Structural design for electrocatalytic water splitting to realize industrial-scale deployment: Strategies, advances, and perspectives

The green hydrogen generation powered by renewable electricity promises the potential decarbonization of the hard-to-abate sector and is essential for the fulfillment of the Paris Agreement that attempts to limit the global average temperature rise in the range of 1.5–2.0 °C above the pre-industrial level by the end of this century. Tremendous efforts have been devoted to the optimization of the electrocatalytic performance of the catalysts under industrial-relevant current densities via rational structure design, which induces a preferential electron distribution that favors the adsorption/desorption behavior of the key intermediates, thus accelerating the reaction kinetics. In this review, a brief introduction of the current energy status will be first presented to necessitate the importance of green hydrogen.

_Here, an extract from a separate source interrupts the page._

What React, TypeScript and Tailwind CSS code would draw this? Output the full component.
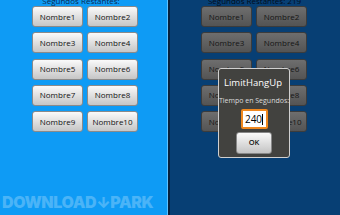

Followed by the basic concepts and fundamental understanding of the reaction mechanisms, we present efficient strategies for the enhancement of the electrocatalytic performance of the catalysts to meet the rigorous requirement under industrial conditions and the in-depth understanding behind the reinforcement will be briefly discussed next. Then the recent advances regarding the rational design of electrocatalysts operating at an industrial scale will be summarized. Finally, the challenges and perspectives in this thriving field will be proposed from our point of view.